Natural Justice as One of the Protections of the Law

The Scope of natural justice has been developed by re-examining common law and administrative law concepts in the context of the equal protection of the law guaranteed by Article 12(1), which itself is founded on the Rule of Law. Jaywardene v Wijethilake involved the cancellation of an appointment of an Inquirer into Sudden Death without cause or inquiry.

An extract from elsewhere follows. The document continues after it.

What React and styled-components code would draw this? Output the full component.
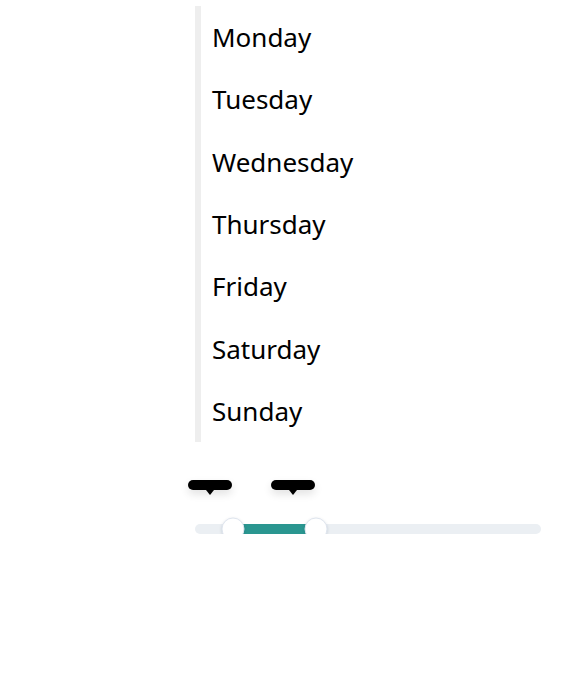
import styled, { createGlobalStyle } from 'styled-components';

const GlobalStyle = createGlobalStyle`
  body {
    margin: 0;
    background: #fff;
    font-family: "Noto Sans", "Open Sans", sans-serif;
  }
`;

const Page = styled.div`
  display: flex;
  flex-direction: column;
  padding: 6px 27px 0 195px;
`;

const DayList = styled.ul`
  list-style: none;
  margin: 0;
  padding: 0;
  border-left: 6px solid #eeeeee;
`;

const DayItem = styled.li`
  display: flex;
  align-items: center;
  height: 62.3px;
  padding-left: 11px;
  font-size: 26px;
  color: #000;
`;

const SliderArea = styled.div`
  position: relative;
  margin-top: 38px;
  padding-top: 44px;
  width: 346px;
`;

const Track = styled.div`
  position: relative;
  height: 10px;
  border-radius: 5px;
  background: #ebeff3;
`;

const Range = styled.div`
  position: absolute;
  top: 0;
  bottom: 0;
  background: #2a9690;
`;

const Thumb = styled.div`
  position: absolute;
  top: 50%;
  width: 21px;
  height: 21px;
  border-radius: 50%;
  background: #fff;
  border: 1px solid #dfe5ee;
  box-shadow: 0 1px 3px rgba(30, 50, 80, 0.15);
  transform: translate(-50%, -50%);
`;

const Tip = styled.div`
  position: absolute;
  top: 0;
  width: 44px;
  height: 10px;
  border-radius: 5px;
  background: #000;
  box-shadow: 0 4px 8px rgba(0, 0, 0, 0.12);
  transform: translateX(-50%);

  &::after {
    content: '';
    position: absolute;
    left: 50%;
    top: 10px;
    margin-left: -4px;
    border: 4px solid transparent;
    border-top: 5px solid #000;
    border-bottom: 0;
  }
`;

const days = ['Monday', 'Tuesday', 'Wednesday', 'Thursday', 'Friday', 'Saturday', 'Sunday'];

const low = 38;
const high = 121;

const App = () => {
  return (
    <Page>
      <GlobalStyle />
      <DayList>
        {days.map((d) => (
          <DayItem key={d}>{d}</DayItem>
        ))}
      </DayList>
      <SliderArea>
        <Tip style={{ left: low - 23 }} />
        <Tip style={{ left: high - 23 }} />
        <Track>
          <Range style={{ left: low, width: high - low }} />
          <Thumb style={{ left: low }} />
          <Thumb style={{ left: high }} />
        </Track>
      </SliderArea>
    </Page>
  );
};

export default App;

The Supreme Court held that the Supreme Court can and indeed must take judicial notice of the fact that the a person holding an office which is public in character is not removed without legal authority, without cause and without complying with the rules of natural justice.

In Nethasinghe v Wickramanayake, the Supreme Court stated that “one of the protections which the law provides and which is implicit in Article 12(1) is the right to a hearing”. The Court held that a person having legal authority to determine a question affecting the rights of individuals is, by necessary implication required to observe the principles of natural justice when exercising that authority and if he fails to do so, his purported decision is a nullity.

In Dissanayake v Kaleel the Supreme Court stated that natural justice is a living, growing and flexible concept not to be confined within the stifling and static technicalities of form and procedure.

As decided in Mendis v Perera natural justice requires that evidence produced and submissions made must be duly considered and properly evaluated without haste.